Sekelompok pengacara yang membuat laporan video porno mirip Gisel ke Polda Metro Jaya menggunakan Pasal 27 ayat 1 dan atau Pasal 45 ayat 1 UU Nomor 19 Tahun 2016 Tentang ITE dan atau Pasal 4 ayat 1 Jo Pasal 29 UU Nomor 44 Tahun 2008 tentang Pornografi dan atau Pasal 8 Jo Pasal 34 UU Nomor 44 Tahun 2008 tentang Pornografi.

Laporan itu diterima Polda Metro Jaya dengan nomor LP: TBL/6608/XI/Yan.2.5/2020/SPKT PMJ tanggal 7 November 2020. Terkait rekaman video porno, baik pihak penyebar dan pemain yang terlibat turut dilaporkan ke polisi. Selain itu, polisi juga sudah memeriksa pelapor kasus video porno mirip Gisel.

Salah satunya pengacara yang sudah diperiksa polisi yakni Febriyanto Dunggio. Dua orang saksi juga ikut dimintai keterangan oleh penyidik, di mana mereka adalah saksi yang diajukan pihak pelapor dalam laporan ini.

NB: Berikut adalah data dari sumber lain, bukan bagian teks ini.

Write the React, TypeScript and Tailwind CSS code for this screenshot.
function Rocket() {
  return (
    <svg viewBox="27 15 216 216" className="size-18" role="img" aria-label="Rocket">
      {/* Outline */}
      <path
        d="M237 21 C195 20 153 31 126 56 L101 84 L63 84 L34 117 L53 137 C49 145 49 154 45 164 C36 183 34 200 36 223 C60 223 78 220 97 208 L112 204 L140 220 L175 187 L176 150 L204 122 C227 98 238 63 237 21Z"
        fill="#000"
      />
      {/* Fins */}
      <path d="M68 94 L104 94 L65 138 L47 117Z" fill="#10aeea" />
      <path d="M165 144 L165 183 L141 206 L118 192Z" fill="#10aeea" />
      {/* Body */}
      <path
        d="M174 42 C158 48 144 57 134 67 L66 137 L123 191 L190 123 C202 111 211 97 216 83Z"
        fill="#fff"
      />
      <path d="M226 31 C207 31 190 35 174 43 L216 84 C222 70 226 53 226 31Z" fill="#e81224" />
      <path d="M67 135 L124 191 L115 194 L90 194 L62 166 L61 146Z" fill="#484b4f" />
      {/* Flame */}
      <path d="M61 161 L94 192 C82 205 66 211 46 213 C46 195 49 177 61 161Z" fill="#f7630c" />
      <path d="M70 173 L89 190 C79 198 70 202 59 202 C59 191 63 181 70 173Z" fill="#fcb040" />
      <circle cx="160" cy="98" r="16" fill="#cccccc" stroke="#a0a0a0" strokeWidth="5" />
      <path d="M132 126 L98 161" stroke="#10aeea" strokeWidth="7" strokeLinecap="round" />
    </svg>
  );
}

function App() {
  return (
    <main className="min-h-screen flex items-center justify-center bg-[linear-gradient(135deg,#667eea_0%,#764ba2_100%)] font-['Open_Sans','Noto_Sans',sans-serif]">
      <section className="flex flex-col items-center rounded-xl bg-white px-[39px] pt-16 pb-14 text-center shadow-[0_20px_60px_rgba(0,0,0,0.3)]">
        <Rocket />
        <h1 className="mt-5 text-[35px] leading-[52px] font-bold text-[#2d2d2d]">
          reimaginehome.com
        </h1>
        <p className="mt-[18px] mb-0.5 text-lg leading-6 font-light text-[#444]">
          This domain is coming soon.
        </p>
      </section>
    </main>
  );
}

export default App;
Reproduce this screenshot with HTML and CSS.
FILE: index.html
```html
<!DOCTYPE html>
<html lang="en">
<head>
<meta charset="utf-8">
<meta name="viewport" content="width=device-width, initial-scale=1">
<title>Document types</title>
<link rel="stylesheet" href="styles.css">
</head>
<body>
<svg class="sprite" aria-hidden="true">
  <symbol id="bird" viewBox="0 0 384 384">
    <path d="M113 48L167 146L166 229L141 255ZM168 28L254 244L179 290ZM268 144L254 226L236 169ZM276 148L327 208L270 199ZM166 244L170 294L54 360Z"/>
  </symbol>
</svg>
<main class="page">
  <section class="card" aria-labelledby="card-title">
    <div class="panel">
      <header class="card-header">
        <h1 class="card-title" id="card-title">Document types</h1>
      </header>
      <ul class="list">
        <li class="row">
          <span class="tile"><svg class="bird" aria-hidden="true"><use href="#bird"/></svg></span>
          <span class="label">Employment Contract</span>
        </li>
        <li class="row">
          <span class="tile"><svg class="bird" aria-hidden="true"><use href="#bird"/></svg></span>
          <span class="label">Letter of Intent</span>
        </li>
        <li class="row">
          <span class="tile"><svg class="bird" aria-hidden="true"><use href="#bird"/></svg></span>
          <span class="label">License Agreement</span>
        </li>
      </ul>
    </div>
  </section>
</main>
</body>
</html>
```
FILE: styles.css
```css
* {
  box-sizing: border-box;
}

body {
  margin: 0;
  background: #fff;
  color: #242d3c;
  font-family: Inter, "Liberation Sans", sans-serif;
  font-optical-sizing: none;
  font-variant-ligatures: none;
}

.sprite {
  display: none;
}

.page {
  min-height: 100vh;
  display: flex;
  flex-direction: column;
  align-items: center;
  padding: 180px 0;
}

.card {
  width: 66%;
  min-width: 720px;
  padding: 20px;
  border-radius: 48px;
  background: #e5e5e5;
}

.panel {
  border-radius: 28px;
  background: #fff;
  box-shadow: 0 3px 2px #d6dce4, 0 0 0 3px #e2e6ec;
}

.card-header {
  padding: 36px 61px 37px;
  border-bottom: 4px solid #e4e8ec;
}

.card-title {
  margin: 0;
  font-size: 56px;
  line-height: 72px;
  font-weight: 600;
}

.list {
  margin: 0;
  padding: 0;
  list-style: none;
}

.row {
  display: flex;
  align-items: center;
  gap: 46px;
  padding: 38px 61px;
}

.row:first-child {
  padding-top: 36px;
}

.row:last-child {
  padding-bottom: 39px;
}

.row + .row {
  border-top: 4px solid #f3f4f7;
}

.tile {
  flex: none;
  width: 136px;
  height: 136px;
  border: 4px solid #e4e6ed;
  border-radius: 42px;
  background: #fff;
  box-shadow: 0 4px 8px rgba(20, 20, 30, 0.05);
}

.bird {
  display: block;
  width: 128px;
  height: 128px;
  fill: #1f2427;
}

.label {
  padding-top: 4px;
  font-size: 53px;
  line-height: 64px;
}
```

"Kita mengundang saudara FD, pekerjaan pengacara, untuk kita minta klarifikasi yang bersangkutan sebagai pelapor," ujar Kabid Humas Polda Metro Jaya Kombes Yusri Yunus.

"Dengan membawa bukti-bukti apa yang dia persangkakan terhadap lima akun yang mengedarkan video asusila yang mirip saudari G," tambah Yusri.

Pengacara lain yang juga melaporkan kasus rekaman video porno mirip Gisel yakni Pitra Romadoni Nasution. Menurut Yusri, muatan materi laporannya hampir sama dengan Febriyanto Dunggio yaitu melaporkan Pasal 27 Jo Pasal 45 UU ITE dan atau Pasal 8 Jo Pasal 34 Undang-Undang Nomor 44 Tahun 2008 tentang Pornografi.

Polisi juga meminta bantuan beberapa saksi ahli untuk mengusut laporan terkait video porno mirip Gisel, di antaranya saksi ahli bahasa dan informasi serta transaksi elektronik. Pengusutan juga dilakukan polisi terhadap para pemilik akun media sosial yang menyebarkan video porno mirip Gisel.

"Kita sedang mem-profiling akun-akunnya ini. Kan yang terlapor ini akun-akun dulu. Kita pelajari dulu siapa dia, baru ketahuan siapa nanti ininya (pemilik akun)," ucap Yusri.

"Ada lima akun yang dilaporkan pelapor terhadap video asusila yang mirip Saudari G, public figure. Dari lima akun ini, sudah tiga yang dihapus, tapi jejak digital tidak akan pernah hilang," tuturnya.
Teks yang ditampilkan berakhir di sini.